======== DATA EXTRACT
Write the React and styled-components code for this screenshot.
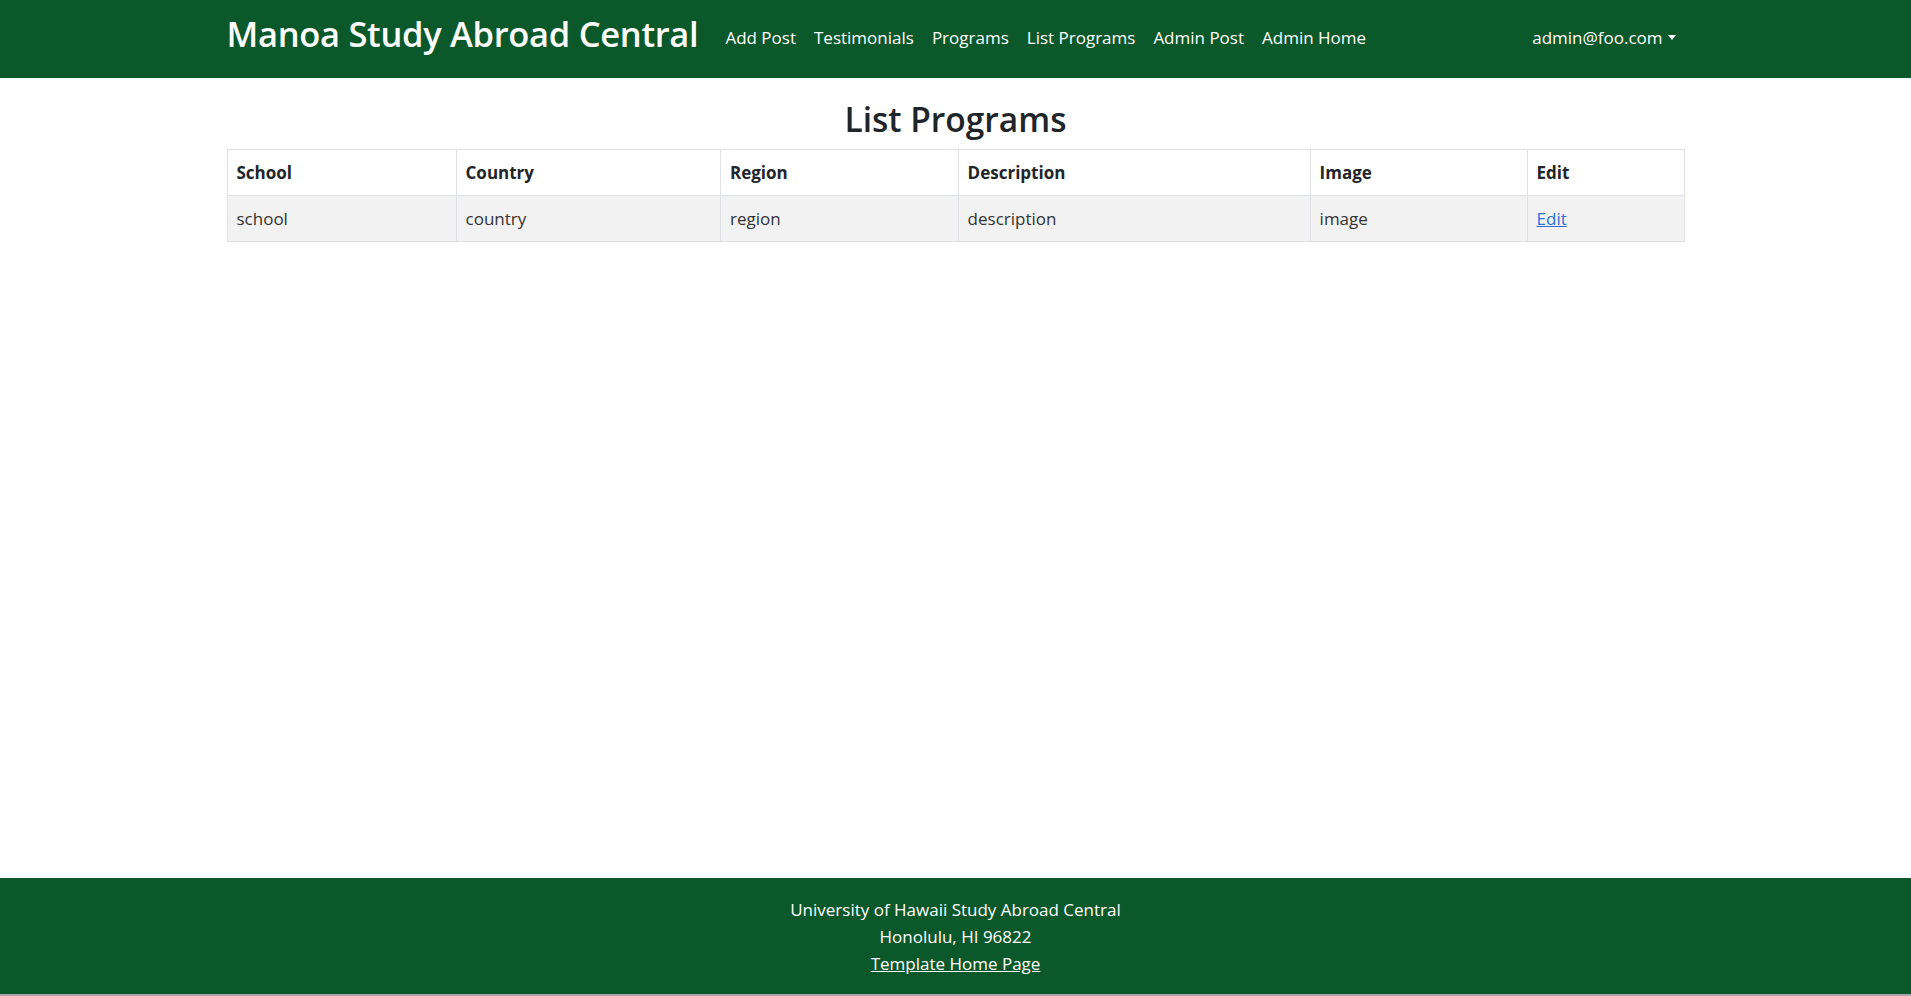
import React from "react";
import styled, { createGlobalStyle } from "styled-components";

const GlobalStyle = createGlobalStyle`
	body {
		margin: 0;
		background: #a8a8a8;
		font-family: "Open Sans", "Noto Sans", sans-serif;
		color: #212529;
	}
`;

const columns = [
	{ key: "school", label: "School", width: 15.72 },
	{ key: "country", label: "Country", width: 18.15 },
	{ key: "region", label: "Region", width: 16.31 },
	{ key: "description", label: "Description", width: 24.16 },
	{ key: "image", label: "Image", width: 14.89 },
	{ key: "edit", label: "Edit", width: 10.77 },
];

const programs = [
	{
		school: "school",
		country: "country",
		region: "region",
		description: "description",
		image: "image",
	},
];

export default function App() {
	return (
		<>
			<GlobalStyle />
			<Page>
				<Navbar>
					<Container>
						<Brand href="#">Manoa Study Abroad Central</Brand>
						<NavList>
							<NavLink href="#">Add Post</NavLink>
							<NavLink href="#">Testimonials</NavLink>
							<NavLink href="#">Programs</NavLink>
							<NavLink href="#">List Programs</NavLink>
							<NavLink href="#">Admin Post</NavLink>
							<NavLink href="#">Admin Home</NavLink>
						</NavList>
						<UserMenu href="#">admin@foo.com</UserMenu>
					</Container>
				</Navbar>

				<Main>
					<Title>List Programs</Title>
					<Table>
						<colgroup>
							{columns.map((col) => (
								<Col key={col.key} $w={col.width} />
							))}
						</colgroup>
						<thead>
							<tr>
								{columns.map((col) => (
									<Th key={col.key}>{col.label}</Th>
								))}
							</tr>
						</thead>
						<tbody>
							{programs.map((program, index) => (
								<Row key={index} $striped={index % 2 === 0}>
									<Td>{program.school}</Td>
									<Td>{program.country}</Td>
									<Td>{program.region}</Td>
									<Td>{program.description}</Td>
									<Td>{program.image}</Td>
									<Td>
										<EditLink href="#">Edit</EditLink>
									</Td>
								</Row>
							))}
						</tbody>
					</Table>
				</Main>

				<Footer>
					<div>University of Hawaii Study Abroad Central</div>
					<div>Honolulu, HI 96822</div>
					<FooterLink href="#">Template Home Page</FooterLink>
				</Footer>
			</Page>
		</>
	);
}

const Page = styled.div`
	min-height: 994px;
	display: flex;
	flex-direction: column;
	background: #fff;
`;

const Container = styled.div`
	box-sizing: border-box;
	width: 100%;
	max-width: 1485px;
	margin: 0 auto;
	padding: 0 13.5px;
`;

const Navbar = styled.nav`
	height: 78px;
	background: #0b582a;
	display: flex;
	align-items: center;

	${Container} {
		display: flex;
		align-items: center;
	}
`;

const Brand = styled.a`
	padding-bottom: 10px;
	font-size: 34.5px;
	font-weight: 600;
	line-height: 46px;
	color: #fff;
	text-decoration: none;
	margin-right: 18px;
	letter-spacing: -0.3px;
	white-space: nowrap;
`;

const NavList = styled.div`
	display: flex;
	align-items: center;
`;

const NavLink = styled.a`
	padding: 7px 9px 10px;
	font-size: 17px;
	line-height: 27px;
	color: #fff;
	text-decoration: none;
	white-space: nowrap;
`;

const UserMenu = styled(NavLink)`
	margin-left: auto;
	display: flex;
	align-items: center;

	&::after {
		content: "";
		margin-left: 5px;
		border-top: 5px solid #fff;
		border-left: 4.5px solid transparent;
		border-right: 4.5px solid transparent;
	}
`;

const Main = styled(Container)``;

const Title = styled.h2`
	margin: 20px 0 8px;
	text-align: center;
	font-size: 33.5px;
	font-weight: 600;
	line-height: 43px;
	color: #212529;
`;

const Table = styled.table`
	width: 100%;
	table-layout: fixed;
	border-collapse: collapse;
	border: 1px solid #dee2e6;
	font-size: 17px;
	line-height: 27px;
`;

const Col = styled.col`
	width: ${(p) => p.$w}%;
`;

const Th = styled.th`
	padding: 9px;
	text-align: left;
	font-weight: 700;
	border: 1px solid #dee2e6;
	background: #fff;
`;

const Row = styled.tr`
	background: ${(p) => (p.$striped ? "#f2f2f2" : "#fff")};
`;

const Td = styled.td`
	padding: 9px;
	border: 1px solid #dee2e6;
	color: #333;
`;

const EditLink = styled.a`
	color: #2f6fd6;
	text-decoration: underline;
`;

const Footer = styled.footer`
	margin-top: auto;
	padding: 18px 0 17.5px;
	background: #0b582a;
	color: #fff;
	text-align: center;
	font-size: 17px;
	line-height: 27px;
`;

const FooterLink = styled.a`
	color: #fff;
	text-decoration: underline;
`;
================
• [EXERCISE PROMPT]:
Pick out every line with the string "components" and copy it.

• [THE ANSWER]:
Write the React and styled-components code for this screenshot.
import styled, { createGlobalStyle } from "styled-components";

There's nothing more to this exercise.